Das Malariamittel Remdesivir des US-Pharmakonzerns Gilead Sciences galt während der Hochphase von SARS-CoV-2 im April noch als Hoffnungsträger. Die USA sicherten sich Ende Juni einen Grossteil der Bestände, obschon das Medikament nie nach den üblichen Standards für den Einsatz bei COVID-19 getestet worden war (wir berichteten).
Bereits im April zeigte eine Studie mit 240 Patienten keinen positiven Effekt auf die Sterblichkeit. Die Studie wurde im Fachmagazin Lancet veröffentlicht. Auch eine grössere Studie in den USA mit 1’000 Patienten kam zu demselben ernüchternden Ergebnis. Die Weltgesundheitsorganisation WHO riet am 20. November vom Einsatz von Remdesivir bei COVID-19 Patienten ab. Nun wurden die Daten, die der WHO-Empfehlung zugrunde liegen, in der renommierten medizinischen Fachzeitschrift New England Journal of Medicine veröffentlicht. Das Resultat: Keine klinische Verbesserung und keine Wirkung auf die Sterblichkeit.
Remdesivir erhielt durch die Arzneizulassungsbehörde Swissmedic Ende Mai eine befristete Zulassung für die Schweiz. Für rund sieben Millionen Franken wurde Remdesivir bereits an 2’800 Personen verabreicht, schreibt die Onlineausgabe des Tagesanzeiger. Swissmedic will die vollständigen Ergebnisse der WHO-Studie nun genauer prüfen.
Eine fünftägige Behandlung mit Remdesivir kostet in der Schweiz rund 2’400 Franken. Gemäss Berechnungen im «Journal of Virus Eradication» belaufen sich die Herstellungskosten auf einen Franken – eine Gewinnmarge von 47’900 Prozent(!).

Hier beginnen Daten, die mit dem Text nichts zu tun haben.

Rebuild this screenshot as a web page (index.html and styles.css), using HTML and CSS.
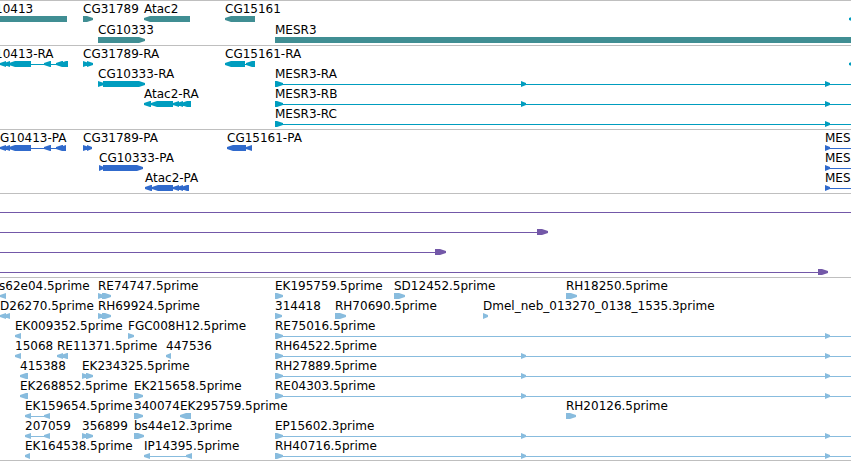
FILE: index.html
```html
<!DOCTYPE html>
<html lang="en">
<head>
  <meta charset="UTF-8" />
  <meta name="viewport" content="width=device-width, initial-scale=1.0" />
  <title>Genome Browser</title>
  <link rel="stylesheet" href="styles.css">
</head>
<body>
  <main id="browser">
    <section class="track gene" id="gene"></section>
    <section class="track mrna" id="mrna"></section>
    <section class="track protein" id="protein"></section>
    <section class="track cdna" id="cdna"></section>
    <section class="track est" id="est"></section>
  </main>
  <script src="script.js"></script>
</body>
</html>
```

FILE: styles.css
```css
/* CSS Variables */
:root {
  --border-color: #bfbfbf;
  --gene-color: #408e93;
  --mrna-color: #009dbf;
  --protein-color: #306acc;
  --cdna-color: #7358a8;
  --est-color: #88bcde;
}
/* Base Styles */
body {
  margin: 0;
  background-color: #ffffff;
  color: #000000;
  font-family: "DejaVu Sans", sans-serif;
  font-size: 12px;
}
#browser {
  overflow: hidden;
}
/* Tracks */
.track {
  border-top: 1px solid var(--border-color);
  padding-bottom: 3px;
}
.gene {
  color: var(--gene-color);
  padding-bottom: 2px;
}
.mrna {
  color: var(--mrna-color);
}
.protein {
  color: var(--protein-color);
}
.cdna {
  color: var(--cdna-color);
}
.est {
  color: var(--est-color);
  border-bottom: 1px solid var(--border-color);
  padding-bottom: 2px;
}
/* Rows of features */
.row {
  position: relative;
  height: 20px;
}
.gene .row {
  height: 21px;
}
.label {
  position: absolute;
  top: 0;
  line-height: 17px;
  white-space: nowrap;
  color: #000000;
}
.glyphs {
  display: block;
  width: 100%;
  height: 21px;
  fill: currentColor;
}
.glyphs .next {
  fill: var(--mrna-color);
}
```

FILE: script.js
```js
// Each feature: [label, label x, strand, exons, line start, line end, class]
const END = 4000;
const mesr3 = [[275, 283], [521, 526], [825, 830]];
const mesr3Short = [[275, 283], [825, 830]];

const tracks = {
  gene: [
    [
      ["10413", -5, "-", [[-40, 67]]],
      ["CG31789", 83, "+", [[83, 93]]],
      ["Atac2", 144, "-", [[144, 190]]],
      ["CG15161", 225, "-", [[225, 255]]],
      ["", 850, "-", [[849, 880]], 849, 880, "next"]
    ],
    [
      ["CG10333", 98, "+", [[98, 145]]],
      ["MESR3", 275, "+", [[275, END]]]
    ]
  ],
  mrna: [
    [
      ["10413-RA", -5, "-", [[0, 6], [4, 10], [9, 31], [44, 51], [56, 63], [60, 68]]],
      ["CG31789-RA", 83, "+", [[83, 89], [87, 93]]],
      ["CG15161-RA", 225, "-", [[225, 245], [246, 255]]],
      ["", 850, "-", [[849, 880]]]
    ],
    [
      ["CG10333-RA", 98, "+", [[98, 104], [103, 145]]],
      ["MESR3-RA", 275, "+", mesr3, 275, END]
    ],
    [
      ["Atac2-RA", 144, "-", [[144, 151], [151, 173], [173, 179], [177, 183], [181, 191]]],
      ["MESR3-RB", 275, "+", mesr3, 275, END]
    ],
    [
      ["MESR3-RC", 275, "+", mesr3Short, 275, END]
    ]
  ],
  protein: [
    [
      ["G10413-PA", 0, "-", [[0, 6], [4, 10], [9, 31], [44, 51], [56, 63], [60, 66]]],
      ["CG31789-PA", 83, "+", [[83, 89], [87, 92]]],
      ["CG15161-PA", 227, "-", [[227, 246], [246, 252]]],
      ["MESR3-PA", 825, "+", [[825, 830]], 825, END]
    ],
    [
      ["CG10333-PA", 99, "+", [[99, 104], [103, 143]]],
      ["MESR3-PB", 825, "+", [[825, 830]], 825, END]
    ],
    [
      ["Atac2-PA", 145, "-", [[145, 152], [152, 173], [173, 179], [177, 183], [181, 189]]],
      ["MESR3-PC", 825, "+", [[825, 830]], 825, END]
    ]
  ],
  cdna: [
    [["", 0, "+", [], 0, END]],
    [["", 0, "+", [[537, 548]], 0, 548]],
    [["", 0, "+", [[435, 446]], 0, 446]],
    [["", 0, "+", [[818, 828]], 0, 828]]
  ],
  est: [
    [
      ["s62e04.5prime", -1, "-", [[0, 6]]],
      ["RE74747.5prime", 98, "+", [[98, 104], [102, 111]]],
      ["EK195759.5prime", 275, "+", [[275, 283]]],
      ["SD12452.5prime", 394, "+", [[394, 405]]],
      ["RH18250.5prime", 566, "+", [[566, 577]]]
    ],
    [
      ["D26270.5prime", 0, "-", [[0, 6], [4, 10]]],
      ["RH69924.5prime", 98, "+", [[98, 104], [102, 111]]],
      ["314418", 275, "+", [[275, 282]]],
      ["RH70690.5prime", 335, "+", [[335, 346]]],
      ["Dmel_neb_013270_0138_1535.3prime", 483, "+", [[483, 488]]]
    ],
    [
      ["EK009352.5prime", 15, "-", [[15, 21]]],
      ["FGC008H12.5prime", 128, "+", [[128, 134]]],
      ["RE75016.5prime", 275, "+", mesr3Short, 275, END]
    ],
    [
      ["15068", 15, "-", [[15, 21]]],
      ["RE11371.5prime", 57, "-", [[57, 63], [61, 68]]],
      ["447536", 166, "-", [[166, 171]]],
      ["RH64522.5prime", 275, "+", mesr3, 275, END]
    ],
    [
      ["415388", 20, "-", [[20, 28]]],
      ["EK234325.5prime", 82, "+", [[82, 88], [86, 93]]],
      ["RH27889.5prime", 275, "+", mesr3, 275, END]
    ],
    [
      ["EK268852.5prime", 20, "-", [[20, 28]]],
      ["EK215658.5prime", 134, "+", [[134, 143]]],
      ["RE04303.5prime", 275, "+", mesr3, 275, END]
    ],
    [
      ["EK159654.5prime", 25, "-", [[25, 31], [44, 50]]],
      ["340074", 134, "+", [[134, 143]]],
      ["EK295759.5prime", 180, "-", [[180, 191]]],
      ["RH20126.5prime", 566, "+", [[566, 576]]]
    ],
    [
      ["207059", 25, "-", [[25, 31], [44, 50]]],
      ["356899", 82, "+", [[82, 88], [86, 93]]],
      ["bs44e12.3prime", 134, "+", [[134, 144]]],
      ["EP15602.3prime", 275, "+", mesr3, 275, END]
    ],
    [
      ["EK164538.5prime", 25, "-", [[25, 30]]],
      ["IP14395.5prime", 144, "-", [[144, 150], [186, 192]]],
      ["RH40716.5prime", 275, "+", mesr3, 275, END]
    ]
  ]
};

// Block with a pointed end in the direction of the strand
function exonPath(start, end, strand) {
  const tip = Math.min(6, end - start);
  if (strand === "+") {
    return `M${start} 15H${end - tip}L${end} 17V19L${end - tip} 21H${start}Z`;
  }
  return `M${start + tip} 15H${end}V21H${start + tip}L${start} 19V17Z`;
}

function drawFeature(row, svg, feature) {
  const [name, x, strand, exons, from, to, className] = feature;
  const lineStart = from === undefined ? exons[0][0] : from;
  const lineEnd = to === undefined ? exons[exons.length - 1][1] : to;
  let d = exons.map(([start, end]) => exonPath(start, end, strand)).join("");
  if (exons.length !== 1 || from !== undefined) {
    d += `M${lineStart} 18H${lineEnd}V19H${lineStart}Z`;
  }
  const path = document.createElementNS("http://www.w3.org/2000/svg", "path");
  path.setAttribute("d", d);
  if (className) path.setAttribute("class", className);
  svg.appendChild(path);

  if (name) {
    const label = document.createElement("span");
    label.className = "label";
    label.style.left = x + "px";
    label.textContent = name;
    row.appendChild(label);
  }
}

Object.keys(tracks).forEach((id) => {
  const track = document.getElementById(id);
  tracks[id].forEach((features) => {
    const row = document.createElement("div");
    row.className = "row";
    const svg = document.createElementNS("http://www.w3.org/2000/svg", "svg");
    svg.setAttribute("class", "glyphs");
    row.appendChild(svg);
    features.forEach((feature) => drawFeature(row, svg, feature));
    track.appendChild(row);
  });
});
```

«Das Medikament ist erstaunlich sicher, wir haben eigentlich keine Nebenwirkungen beobachtet»,
sagt Nicolas Müller, Infektiologe am Universitätsspital Zürich und Mitautor der COVID-19 Behandlungsrichtlinien, gegenüber dem Tagesanzeiger. Damit widerspricht Müller einer niederländischen Forschergruppe sowie einem Bericht der Deutschen Ärztezeitung, die sich auf die europäische Arzneimittelagentur EMA bezieht (wir berichteten).
Kommentar der Redaktion: Das aktuelle Geschehen mit Remdesivir erinnert an die Skandale mit Tamiflu von Gilead Sciences während der Schweinegrippe (wir berichteten). Tamiflu wurde hierzulande sogar von der Krankenkasse bezahlt. Die Folgen damals: Unzählige Nebenwirkungen, teilweise sogar Todesfälle.